# Set exercise
Retype all of the data exactly as given.

----------

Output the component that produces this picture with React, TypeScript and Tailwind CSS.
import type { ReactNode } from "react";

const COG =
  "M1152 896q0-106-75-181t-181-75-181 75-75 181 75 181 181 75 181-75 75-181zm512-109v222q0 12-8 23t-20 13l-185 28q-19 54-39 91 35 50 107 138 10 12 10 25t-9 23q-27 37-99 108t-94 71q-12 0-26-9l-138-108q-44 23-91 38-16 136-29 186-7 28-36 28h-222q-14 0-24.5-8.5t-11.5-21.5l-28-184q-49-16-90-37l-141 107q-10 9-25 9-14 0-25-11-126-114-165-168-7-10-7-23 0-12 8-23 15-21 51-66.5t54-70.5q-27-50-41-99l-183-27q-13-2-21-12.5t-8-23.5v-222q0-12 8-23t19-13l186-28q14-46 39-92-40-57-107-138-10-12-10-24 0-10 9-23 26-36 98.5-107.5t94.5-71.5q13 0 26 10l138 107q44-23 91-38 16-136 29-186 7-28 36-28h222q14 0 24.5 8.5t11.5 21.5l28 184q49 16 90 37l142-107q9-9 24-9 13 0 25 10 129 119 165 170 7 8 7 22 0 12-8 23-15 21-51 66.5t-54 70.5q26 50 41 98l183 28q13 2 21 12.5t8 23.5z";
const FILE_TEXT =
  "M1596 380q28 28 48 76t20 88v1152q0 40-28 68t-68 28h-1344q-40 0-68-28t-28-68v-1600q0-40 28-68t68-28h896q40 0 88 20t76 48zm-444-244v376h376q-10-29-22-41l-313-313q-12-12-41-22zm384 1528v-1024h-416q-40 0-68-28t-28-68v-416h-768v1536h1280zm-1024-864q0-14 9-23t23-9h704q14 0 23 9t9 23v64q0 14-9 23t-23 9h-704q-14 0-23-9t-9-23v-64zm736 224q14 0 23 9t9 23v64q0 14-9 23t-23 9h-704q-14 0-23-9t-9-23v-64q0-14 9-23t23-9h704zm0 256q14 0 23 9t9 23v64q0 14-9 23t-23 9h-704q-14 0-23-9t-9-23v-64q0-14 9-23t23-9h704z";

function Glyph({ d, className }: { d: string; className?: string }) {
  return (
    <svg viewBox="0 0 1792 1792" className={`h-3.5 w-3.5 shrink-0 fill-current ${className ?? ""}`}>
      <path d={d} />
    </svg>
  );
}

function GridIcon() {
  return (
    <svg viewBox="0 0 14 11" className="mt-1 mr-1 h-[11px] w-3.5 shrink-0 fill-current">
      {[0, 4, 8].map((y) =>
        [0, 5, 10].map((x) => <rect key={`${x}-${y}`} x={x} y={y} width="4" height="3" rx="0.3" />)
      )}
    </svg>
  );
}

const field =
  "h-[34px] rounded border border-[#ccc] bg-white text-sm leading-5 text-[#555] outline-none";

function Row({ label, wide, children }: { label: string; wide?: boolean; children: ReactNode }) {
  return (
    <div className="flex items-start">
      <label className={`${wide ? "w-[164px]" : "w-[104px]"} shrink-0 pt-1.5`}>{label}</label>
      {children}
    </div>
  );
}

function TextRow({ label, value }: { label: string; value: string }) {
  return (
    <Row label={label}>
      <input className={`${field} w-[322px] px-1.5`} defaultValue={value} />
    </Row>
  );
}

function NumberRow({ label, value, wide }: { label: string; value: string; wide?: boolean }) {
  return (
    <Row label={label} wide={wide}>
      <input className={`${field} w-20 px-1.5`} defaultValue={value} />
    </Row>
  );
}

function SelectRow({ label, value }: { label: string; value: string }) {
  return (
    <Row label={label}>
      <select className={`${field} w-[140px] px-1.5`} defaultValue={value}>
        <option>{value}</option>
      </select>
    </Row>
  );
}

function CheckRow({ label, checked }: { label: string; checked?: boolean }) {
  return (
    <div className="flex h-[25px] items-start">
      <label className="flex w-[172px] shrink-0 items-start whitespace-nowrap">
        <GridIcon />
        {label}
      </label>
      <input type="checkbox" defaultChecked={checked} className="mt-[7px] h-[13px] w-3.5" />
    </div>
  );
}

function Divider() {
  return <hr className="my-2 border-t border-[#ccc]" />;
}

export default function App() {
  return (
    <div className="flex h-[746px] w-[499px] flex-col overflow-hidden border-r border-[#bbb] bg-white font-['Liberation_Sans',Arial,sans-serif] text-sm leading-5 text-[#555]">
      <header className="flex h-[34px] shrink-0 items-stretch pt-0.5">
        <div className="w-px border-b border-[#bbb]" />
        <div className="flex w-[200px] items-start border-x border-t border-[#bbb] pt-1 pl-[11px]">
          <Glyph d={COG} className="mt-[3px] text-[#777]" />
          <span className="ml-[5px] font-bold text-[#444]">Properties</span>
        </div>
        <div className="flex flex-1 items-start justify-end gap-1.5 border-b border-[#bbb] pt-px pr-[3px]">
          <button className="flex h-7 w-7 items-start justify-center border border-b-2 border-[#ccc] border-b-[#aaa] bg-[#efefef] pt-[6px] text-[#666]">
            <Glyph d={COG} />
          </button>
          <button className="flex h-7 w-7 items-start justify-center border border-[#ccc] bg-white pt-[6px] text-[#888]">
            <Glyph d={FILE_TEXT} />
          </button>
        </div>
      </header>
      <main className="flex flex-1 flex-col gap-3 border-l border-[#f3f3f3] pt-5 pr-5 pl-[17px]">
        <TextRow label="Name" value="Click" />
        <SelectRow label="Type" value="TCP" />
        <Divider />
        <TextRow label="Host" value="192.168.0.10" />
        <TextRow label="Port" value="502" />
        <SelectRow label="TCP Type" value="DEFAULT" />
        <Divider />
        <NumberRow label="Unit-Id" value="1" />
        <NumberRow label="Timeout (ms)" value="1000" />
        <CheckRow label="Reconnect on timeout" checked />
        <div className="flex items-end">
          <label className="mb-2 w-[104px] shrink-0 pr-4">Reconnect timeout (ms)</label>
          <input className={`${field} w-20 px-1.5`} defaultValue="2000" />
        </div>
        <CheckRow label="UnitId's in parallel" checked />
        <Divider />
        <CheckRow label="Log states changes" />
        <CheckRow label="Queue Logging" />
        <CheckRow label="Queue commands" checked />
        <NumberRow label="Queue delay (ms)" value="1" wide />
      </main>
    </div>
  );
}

----------

# Solution to this task
Output the component that produces this picture with React, TypeScript and Tailwind CSS.
import type { ReactNode } from "react";

const COG =
  "M1152 896q0-106-75-181t-181-75-181 75-75 181 75 181 181 75 181-75 75-181zm512-109v222q0 12-8 23t-20 13l-185 28q-19 54-39 91 35 50 107 138 10 12 10 25t-9 23q-27 37-99 108t-94 71q-12 0-26-9l-138-108q-44 23-91 38-16 136-29 186-7 28-36 28h-222q-14 0-24.5-8.5t-11.5-21.5l-28-184q-49-16-90-37l-141 107q-10 9-25 9-14 0-25-11-126-114-165-168-7-10-7-23 0-12 8-23 15-21 51-66.5t54-70.5q-27-50-41-99l-183-27q-13-2-21-12.5t-8-23.5v-222q0-12 8-23t19-13l186-28q14-46 39-92-40-57-107-138-10-12-10-24 0-10 9-23 26-36 98.5-107.5t94.5-71.5q13 0 26 10l138 107q44-23 91-38 16-136 29-186 7-28 36-28h222q14 0 24.5 8.5t11.5 21.5l28 184q49 16 90 37l142-107q9-9 24-9 13 0 25 10 129 119 165 170 7 8 7 22 0 12-8 23-15 21-51 66.5t-54 70.5q26 50 41 98l183 28q13 2 21 12.5t8 23.5z";
const FILE_TEXT =
  "M1596 380q28 28 48 76t20 88v1152q0 40-28 68t-68 28h-1344q-40 0-68-28t-28-68v-1600q0-40 28-68t68-28h896q40 0 88 20t76 48zm-444-244v376h376q-10-29-22-41l-313-313q-12-12-41-22zm384 1528v-1024h-416q-40 0-68-28t-28-68v-416h-768v1536h1280zm-1024-864q0-14 9-23t23-9h704q14 0 23 9t9 23v64q0 14-9 23t-23 9h-704q-14 0-23-9t-9-23v-64zm736 224q14 0 23 9t9 23v64q0 14-9 23t-23 9h-704q-14 0-23-9t-9-23v-64q0-14 9-23t23-9h704zm0 256q14 0 23 9t9 23v64q0 14-9 23t-23 9h-704q-14 0-23-9t-9-23v-64q0-14 9-23t23-9h704z";

function Glyph({ d, className }: { d: string; className?: string }) {
  return (
    <svg viewBox="0 0 1792 1792" className={`h-3.5 w-3.5 shrink-0 fill-current ${className ?? ""}`}>
      <path d={d} />
    </svg>
  );
}

function GridIcon() {
  return (
    <svg viewBox="0 0 14 11" className="mt-1 mr-1 h-[11px] w-3.5 shrink-0 fill-current">
      {[0, 4, 8].map((y) =>
        [0, 5, 10].map((x) => <rect key={`${x}-${y}`} x={x} y={y} width="4" height="3" rx="0.3" />)
      )}
    </svg>
  );
}

const field =
  "h-[34px] rounded border border-[#ccc] bg-white text-sm leading-5 text-[#555] outline-none";

function Row({ label, wide, children }: { label: string; wide?: boolean; children: ReactNode }) {
  return (
    <div className="flex items-start">
      <label className={`${wide ? "w-[164px]" : "w-[104px]"} shrink-0 pt-1.5`}>{label}</label>
      {children}
    </div>
  );
}

function TextRow({ label, value }: { label: string; value: string }) {
  return (
    <Row label={label}>
      <input className={`${field} w-[322px] px-1.5`} defaultValue={value} />
    </Row>
  );
}

function NumberRow({ label, value, wide }: { label: string; value: string; wide?: boolean }) {
  return (
    <Row label={label} wide={wide}>
      <input className={`${field} w-20 px-1.5`} defaultValue={value} />
    </Row>
  );
}

function SelectRow({ label, value }: { label: string; value: string }) {
  return (
    <Row label={label}>
      <select className={`${field} w-[140px] px-1.5`} defaultValue={value}>
        <option>{value}</option>
      </select>
    </Row>
  );
}

function CheckRow({ label, checked }: { label: string; checked?: boolean }) {
  return (
    <div className="flex h-[25px] items-start">
      <label className="flex w-[172px] shrink-0 items-start whitespace-nowrap">
        <GridIcon />
        {label}
      </label>
      <input type="checkbox" defaultChecked={checked} className="mt-[7px] h-[13px] w-3.5" />
    </div>
  );
}

function Divider() {
  return <hr className="my-2 border-t border-[#ccc]" />;
}

export default function App() {
  return (
    <div className="flex h-[746px] w-[499px] flex-col overflow-hidden border-r border-[#bbb] bg-white font-['Liberation_Sans',Arial,sans-serif] text-sm leading-5 text-[#555]">
      <header className="flex h-[34px] shrink-0 items-stretch pt-0.5">
        <div className="w-px border-b border-[#bbb]" />
        <div className="flex w-[200px] items-start border-x border-t border-[#bbb] pt-1 pl-[11px]">
          <Glyph d={COG} className="mt-[3px] text-[#777]" />
          <span className="ml-[5px] font-bold text-[#444]">Properties</span>
        </div>
        <div className="flex flex-1 items-start justify-end gap-1.5 border-b border-[#bbb] pt-px pr-[3px]">
          <button className="flex h-7 w-7 items-start justify-center border border-b-2 border-[#ccc] border-b-[#aaa] bg-[#efefef] pt-[6px] text-[#666]">
            <Glyph d={COG} />
          </button>
          <button className="flex h-7 w-7 items-start justify-center border border-[#ccc] bg-white pt-[6px] text-[#888]">
            <Glyph d={FILE_TEXT} />
          </button>
        </div>
      </header>
      <main className="flex flex-1 flex-col gap-3 border-l border-[#f3f3f3] pt-5 pr-5 pl-[17px]">
        <TextRow label="Name" value="Click" />
        <SelectRow label="Type" value="TCP" />
        <Divider />
        <TextRow label="Host" value="192.168.0.10" />
        <TextRow label="Port" value="502" />
        <SelectRow label="TCP Type" value="DEFAULT" />
        <Divider />
        <NumberRow label="Unit-Id" value="1" />
        <NumberRow label="Timeout (ms)" value="1000" />
        <CheckRow label="Reconnect on timeout" checked />
        <div className="flex items-end">
          <label className="mb-2 w-[104px] shrink-0 pr-4">Reconnect timeout (ms)</label>
          <input className={`${field} w-20 px-1.5`} defaultValue="2000" />
        </div>
        <CheckRow label="UnitId's in parallel" checked />
        <Divider />
        <CheckRow label="Log states changes" />
        <CheckRow label="Queue Logging" />
        <CheckRow label="Queue commands" checked />
        <NumberRow label="Queue delay (ms)" value="1" wide />
      </main>
    </div>
  );
}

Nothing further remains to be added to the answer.